The CPCB has said high moisture level in the air has trapped emission from local sources and hanging low over the city in the absence of wind.

Delhiites exercise in Delhi amid heavy smog conditions as air pollution levels hit critical levels in the national capital. (Shekhar Yadav | EPS)

"Total calm conditions, marked by the complete absence of wind has led to the situation. The moisture has trapped emissions from ground level sources," Dipankar Saha, CPCB's air lab chief, said.

According to private weather forecasting agency Skymet, wind from neighbouring Punjab and Haryana, where paddy stubble burning is in full swing, has started entering the city during the afternoon hours.

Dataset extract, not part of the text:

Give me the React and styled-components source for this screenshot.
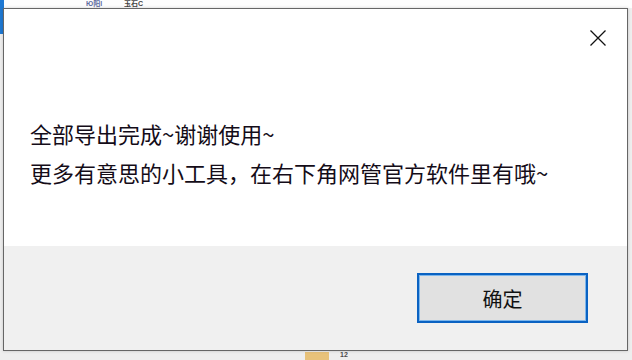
import React from "react";
import styled, { createGlobalStyle } from "styled-components";

const Global = createGlobalStyle`
  html, body { margin: 0; padding: 0; }
  body {
    width: 632px;
    height: 360px;
    overflow: hidden;
    background: #f4f4f4;
    font-family: "Noto Sans CJK SC", "Noto Sans", sans-serif;
  }
`;

const Desktop = styled.div`
  position: relative;
  width: 632px;
  height: 360px;
  box-sizing: border-box;
  padding: 8px 4px 9px 3px;
  background: linear-gradient(#fdfdfd 0, #fdfdfd 8px, #eeeeee 8px);
  display: flex;
`;

const BackBlue = styled.div`
  position: absolute;
  left: 0;
  top: 0;
  width: 4px;
  height: 34px;
  background: #1e78d2;
`;

const BackText = styled.span`
  position: absolute;
  left: ${(p) => p.x}px;
  top: ${(p) => p.y}px;
  font-family: "Liberation Sans", "Noto Sans CJK SC", sans-serif;
  font-size: 7px;
  line-height: 8px;
  font-weight: bold;
  color: ${(p) => p.c || "#333"};
  opacity: 0.8;
`;

const BackTag = styled.div`
  position: absolute;
  left: 305px;
  bottom: 0;
  width: 24px;
  height: 8px;
  background: #e8c27a;
`;

const Dialog = styled.div`
  position: relative;
  z-index: 1;
  flex: 1;
  display: flex;
  flex-direction: column;
  border: 1px solid #666;
  box-shadow: 0 0 3px rgba(0, 0, 0, 0.18);
  background: #fff;
`;

const Body = styled.div`
  height: 237px;
  display: flex;
  flex-direction: column;
  background: #ffffff;
`;

const TitleBar = styled.div`
  height: 60px;
  box-sizing: border-box;
  display: flex;
  justify-content: flex-end;
  align-items: flex-start;
  padding: 21px 21px 0 0;
`;

const CloseButton = styled.button`
  width: 16px;
  height: 16px;
  padding: 0;
  border: 0;
  background: transparent;
  display: flex;
  cursor: pointer;
`;

const Message = styled.div`
  margin-top: 45px;
  padding-left: 26px;
  font-size: 22px;
  line-height: 39px;
  color: #140c18;
  white-space: nowrap;
`;

const Line = styled.div``;

const Footer = styled.div`
  flex: 1;
  background: #f0f0f0;
  display: flex;
  justify-content: flex-end;
  align-items: flex-start;
  padding: 27px 39px 0 0;
`;

const OkButton = styled.button`
  width: 171px;
  height: 50px;
  box-sizing: border-box;
  border: 2px solid #0a62c2;
  box-shadow: inset 0 0 0 1px #7cb6ec;
  background: #e1e1e1;
  font-family: "Noto Sans CJK SC", sans-serif;
  font-size: 20px;
  color: #111;
  padding: 0;
  display: flex;
  align-items: center;
  justify-content: center;
  cursor: pointer;
`;

export default function App() {
  return (
    <>
      <Global />
      <Desktop>
        <BackBlue />
        <BackText x={86} y={0} c="#3a4a8a">Ю阳l</BackText>
        <BackText x={124} y={0} c="#111">玉石C</BackText>
        <BackTag />
        <BackText x={340} y={351} c="#222">12</BackText>
        <Dialog>
          <Body>
            <TitleBar>
              <CloseButton aria-label="关闭">
                <svg width="16" height="16" viewBox="0 0 16 16">
                  <path d="M0.5 0.5 L15.5 15.5 M15.5 0.5 L0.5 15.5" stroke="#111" strokeWidth="1.3" fill="none" />
                </svg>
              </CloseButton>
            </TitleBar>
            <Message>
              <Line>全部导出完成~谢谢使用~</Line>
              <Line>更多有意思的小工具，在右下角网管官方软件里有哦~</Line>
            </Message>
          </Body>
          <Footer>
            <OkButton>确定</OkButton>
          </Footer>
        </Dialog>
      </Desktop>
    </>
  );
}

The CPCB also recorded 'severe' air quality in the neighbouring Noida and Ghaziabad.

The real-time pollution monitors displayed alarmingly high concentration of PM2.5 and PM10, which are ultrafine particulates having the ability to enter the respiratory system and subsequently the bloodstream of humans and animals, causing harm.

The Air Quality Index (AQI) in East Delhi’s Dilshad Garden was 420, whereas it was 319 in Anand Vihar.

The pollution was recorded highest in Punjabi Bagh with AQI 999 and 852 in R.K. Puram.

The air quality in Dwarka and NCR also hovered between 400-420.
 
AQI level from 0-50 is considered "good", 51-100 is "satisfactory" 101-200 is "moderate", 201-300 is "poor", 301-400 is "very poor", and 401 and above is "severe".